What would be very interesting would be to hear a library of such effects from so long ago, with noises produced by the stuff that has slipped into the past and, sometimes, right out of memory.  The sound of the milkman’s bottles; the clatter of the ticker tape; a standard gauge locomotive slowing down; the iceman’s truck; the P.A. system at Griffith’s Field. Sometimes long un-reproduced sounds like these produce visual memories as well (as with the Paul Klee here at right, a painting called "Ancient Sound", 1925.) There are hudreds of thousands of recordings done in the field as part of ethnomusical or anthropological research, but what I'm talking about is found ephemeral sound. 

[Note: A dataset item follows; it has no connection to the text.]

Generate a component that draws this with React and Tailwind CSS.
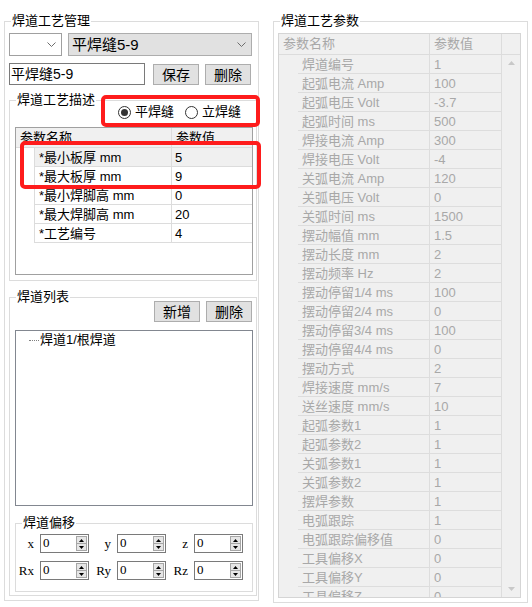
import React from "react";

const leftRows = [
  ["*最小板厚 mm", "5"],
  ["*最大板厚 mm", "9"],
  ["*最小焊脚高 mm", "0"],
  ["*最大焊脚高 mm", "20"],
  ["*工艺编号", "4"],
];

const rightRows = [
  ["焊道编号", "1"],
  ["起弧电流 Amp", "100"],
  ["起弧电压 Volt", "-3.7"],
  ["起弧时间 ms", "500"],
  ["焊接电流 Amp", "300"],
  ["焊接电压 Volt", "-4"],
  ["关弧电流 Amp", "120"],
  ["关弧电压 Volt", "0"],
  ["关弧时间 ms", "1500"],
  ["摆动幅值 mm", "1.5"],
  ["摆动长度 mm", "2"],
  ["摆动频率 Hz", "2"],
  ["摆动停留1/4 ms", "100"],
  ["摆动停留2/4 ms", "0"],
  ["摆动停留3/4 ms", "100"],
  ["摆动停留4/4 ms", "0"],
  ["摆动方式", "2"],
  ["焊接速度 mm/s", "7"],
  ["送丝速度 mm/s", "10"],
  ["起弧参数1", "1"],
  ["起弧参数2", "1"],
  ["关弧参数1", "1"],
  ["关弧参数2", "1"],
  ["摆焊参数", "1"],
  ["电弧跟踪", "1"],
  ["电弧跟踪偏移值", "0"],
  ["工具偏移X", "0"],
  ["工具偏移Y", "0"],
  ["工具偏移Z", "0"],
];

function Group({ title, className, children }) {
  return (
    <div className={`relative border border-[#dcdcdc] ${className}`}>
      <span className="absolute left-[6px] -top-[9px] bg-white px-[1px] text-[13px] leading-[16px] text-black">
        {title}
      </span>
      {children}
    </div>
  );
}

function Chevron() {
  return (
    <svg width="9" height="5" viewBox="0 0 9 5" className="shrink-0">
      <polyline points="0.5,0.5 4.5,4.5 8.5,0.5" fill="none" stroke="#6d6d6d" strokeWidth="1" />
    </svg>
  );
}

function Button({ children }) {
  return (
    <div className="w-[46px] h-[21px] bg-[#e1e1e1] border border-[#adadad] flex items-center justify-center text-[14px] leading-[18px]">
      {children}
    </div>
  );
}

function Spin({ label }) {
  return (
    <>
      <div className="text-right pr-[6px] font-['Liberation_Serif',serif] text-[13px] leading-[19px]" style={{ width: label.w }}>
        {label.t}
      </div>
      <div className="w-[49px] h-[19px] border border-[#7a7a7a] bg-white flex">
        <div className="flex-1 pl-[2px] text-[13px] leading-[16px] font-['Liberation_Serif',serif]">0</div>
        <div className="w-[11px] flex flex-col my-[1px] mr-[1px]">
          <div className="flex-1 bg-[#e6e6e6] border border-[#a6a6a6] flex items-center justify-center">
            <svg width="5" height="3" viewBox="0 0 5 3"><polygon points="2.5,0 5,3 0,3" fill="#000" /></svg>
          </div>
          <div className="flex-1 bg-[#e6e6e6] border border-[#a6a6a6] border-t-0 flex items-center justify-center">
            <svg width="5" height="3" viewBox="0 0 5 3"><polygon points="0,0 5,0 2.5,3" fill="#000" /></svg>
          </div>
        </div>
      </div>
    </>
  );
}

function Radio({ checked, label }) {
  return (
    <div className="flex items-center gap-[4px]">
      <div className="w-[13px] h-[13px] rounded-full border border-[#333] bg-white flex items-center justify-center">
        {checked && <div className="w-[7px] h-[7px] rounded-full bg-[#333]" />}
      </div>
      <span className="text-[13px] leading-[18px]">{label}</span>
    </div>
  );
}

export default function App() {
  return (
    <div className="relative w-[532px] h-[607px] overflow-hidden bg-white text-black font-['Liberation_Sans','Noto_Sans_CJK_SC',sans-serif] flex items-start gap-[14px] pl-[4px] pt-[21px]">
      {/* left panel */}
      <Group title="焊道工艺管理" className="w-[255px] h-[580px] shrink-0 pl-[4px] pt-[11px]">
        <div className="flex gap-[6px]">
          <div className="w-[53px] h-[23px] border border-[#a0a0a0] bg-white flex items-center justify-end pr-[5px]">
            <Chevron />
          </div>
          <div className="w-[184px] h-[23px] border border-[#adadad] bg-[#e1e1e1] flex items-center justify-between pl-[3px] pr-[5px]">
            <span className="text-[15px] leading-[18px]">平焊缝5-9</span>
            <Chevron />
          </div>
        </div>
        <div className="flex items-start mt-[7px]">
          <div className="w-[136px] h-[22px] border border-[#7a7a7a] bg-white pl-[1px] text-[14px] leading-[20px]">
            平焊缝5-9
          </div>
          <div className="flex gap-[6px] ml-[8px] mt-[1px]">
            <Button>保存</Button>
            <Button>删除</Button>
          </div>
        </div>

        <Group title="焊道工艺描述" className="w-[248px] h-[181px] mt-[15px]">
          <div className="flex gap-[11px] pl-[108px] mt-[2px] h-[18px] items-center">
            <Radio checked label="平焊缝" />
            <Radio label="立焊缝" />
          </div>
          <div className="ml-[5px] mt-[6px] w-[238px] h-[148px] border border-[#a0a0a0] bg-white text-[13px] leading-[19px]">
            <div className="flex h-[20px] bg-[#f0f0f0] border-b border-[#dcdcdc]">
              <div className="w-[156px] pl-[4px] border-r border-[#dcdcdc]">参数名称</div>
              <div className="flex-1 pl-[4px]">参数值</div>
            </div>
            {leftRows.map(([n, v], i) => (
              <div key={n} className="flex h-[19px]">
                <div className="w-[19px] border-r border-[#dcdcdc]" />
                <div className={`w-[137px] pl-[4px] border-r border-b border-[#dcdcdc] ${i === 0 ? "bg-[#f0f0f0]" : ""}`}>{n}</div>
                <div className={`flex-1 pl-[3px] border-b border-[#dcdcdc] ${i === 0 ? "bg-[#f0f0f0]" : ""}`}>{v}</div>
              </div>
            ))}
          </div>
        </Group>

        <Group title="焊道列表" className="w-[248px] h-[299px] mt-[16px]">
          <div className="flex justify-end gap-[6px] pr-[4px] mt-[3px]">
            <Button>新增</Button>
            <Button>删除</Button>
          </div>
          <div className="ml-[5px] mt-[8px] w-[238px] h-[176px] border border-[#828790] bg-white">
            <div className="flex items-center pl-[13px] h-[18px]">
              <div className="w-[10px] border-t border-dotted border-[#808080] mr-[1px]" />
              <span className="text-[13px] leading-[18px]">焊道1/根焊道</span>
            </div>
          </div>
          <Group title="焊道偏移" className="ml-[5px] mt-[17px] w-[238px] h-[69px]">
            <div className="grid grid-cols-[auto_auto_auto_auto_auto_auto] justify-start gap-y-[8px] mt-[10px]">
              <Spin label={{ t: "x", w: 24 }} />
              <Spin label={{ t: "y", w: 28 }} />
              <Spin label={{ t: "z", w: 28 }} />
              <Spin label={{ t: "Rx", w: 24 }} />
              <Spin label={{ t: "Ry", w: 28 }} />
              <Spin label={{ t: "Rz", w: 28 }} />
            </div>
          </Group>
        </Group>
      </Group>

      {/* right panel */}
      <Group title="焊道工艺参数" className="w-[255px] h-[582px] shrink-0 pl-[4px] pt-[11px]">
        <div className="w-[243px] h-[565px] border border-[#d5d5d5] bg-[#f0f0f0] text-[#a8a8a8] text-[13px] leading-[19px] overflow-hidden">
          <div className="flex h-[21px] border-b border-[#dcdcdc] leading-[20px]">
            <div className="w-[151px] pl-[4px] border-r border-[#dcdcdc]">参数名称</div>
            <div className="w-[72px] pl-[4px] border-r border-[#dcdcdc]">参数值</div>
            <div className="flex-1" />
          </div>
          <div className="flex">
            <div className="w-[223px]">
              {rightRows.map(([n, v]) => (
                <div key={n} className="flex h-[19px]">
                  <div className="w-[19px]" />
                  <div className="w-[132px] pl-[4px] border-r border-b border-[#dddddd]">{n}</div>
                  <div className="w-[72px] pl-[4px] border-r border-b border-[#dddddd]">{v}</div>
                </div>
              ))}
            </div>
            <div className="flex-1 h-[542px] flex flex-col justify-between items-center py-[6px]">
              <svg width="7" height="4" viewBox="0 0 7 4"><polygon points="3.5,0 7,4 0,4" fill="#c8c8c8" /></svg>
              <svg width="7" height="4" viewBox="0 0 7 4"><polygon points="0,0 7,0 3.5,4" fill="#c8c8c8" /></svg>
            </div>
          </div>
        </div>
      </Group>

      {/* annotation boxes */}
      <div className="absolute left-[101px] top-[95px] w-[159px] h-[32px] border-[4px] border-[#fe1c1c] rounded-[5px]" />
      <div className="absolute left-[20px] top-[141px] w-[241px] h-[48px] border-[4px] border-[#fe1c1c] rounded-[5px]" />
    </div>
  );
}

Antiquarian sound is interesting, whether it is the actual early recordings of events or objects long passed, or recording made recently of antique objects making their modern antiquarian sounds.  Found sound is good too—the ordinary, forgotten stuff that blends into the acoustic fabric of the day, undifferentiated because of heir common nature.  There are a number of interesting Sound Zoos/Sound Museums available online, one being the wonderful London Sound Survey http://www.soundsurvey.org.uk/index.php/survey/ (found by benefit of Metafilter) –an excellent and deep site that allows you to browse for sounds by era. The Sounds of New York provides a similar service at http://www.soundsofnewyork.com/.

There is also the very interesting Documentary Sound site, which is an index and pointer for other sites. http://wlt4.home.mindspring.com/adventures/documentary.htm For example, the owner of the site lists the following fantastic-sounding title from the documentary sound releases by Smithsonian’s Folkways series:  Voices of the Sky: Propellers and Jets (1957)  Sounds of the American Southwest (1954) Sounds of Animals (1954); Sounds of the Annual International Sports Car Grand Prix of Watkins Glen, N.Y. (1956); Cable Car Soundscapes (1982) F-6129; Here at the Water's Edge: A Voyage in Sound-NY Harbor Documentary (1962) F-6161; Sound Effects, Vol. 1: City Sounds recorded by Tony Schwartz (1958) F-6170; The Sounds of London (1961) F-5901 ; Documentary Sounds (1962) F-618 ; Speech after the Removal of the Larynx (1964) F-6134; Sounds of Insects (1960) F-6178; Ionosphere (High Altitude Sounds) (1955) C-501 ; Sounds of the Junk Yard (1964) F-6143; Sounds of Medicine (1955) F-6127; Sounds of the Office (1964) F-6142; Sounds and Ultra-Sounds of the Bottle-Nose Dolphin (1973) F-6132; Sounds of Sea Animals (1955) F-6125; Sounds of the Sea, Vol. 1 (1952) F-6121; The Voice of the Sea (1954) C-5011; Sounds of a South African Homestead (1956) F-6151; Voices of the Storm (1957-58) C-1077; The Sounds of Camp: A Documentary Study of a Children's Camp (1959) F-6105; Sounds of a Tropical Rain Forest in America (1952) F-6120; The Complete In Fidelytie: Sounds Natural and Un-Natural (1956) C-1044; Sound Patterns (Natural, Musical, Human) (1953) F-6130.

A darker, disturbing and tough place to visit is http://soundportraits.org/on-air/execution_tapes/, which houses execution tapes and recording of the last statements of condemned men. The tapes are from the mid-1980's, and have a very grainy, ethereal quality to them--interviews take place with the condemned men in their cells, making their last public statements; there are also recordings of the actions in the command center as the execution area is readied, and also, lastky, in the death chamber itself, when the final designations are read to the condemned.  (There is no actual recording of the death sequence.)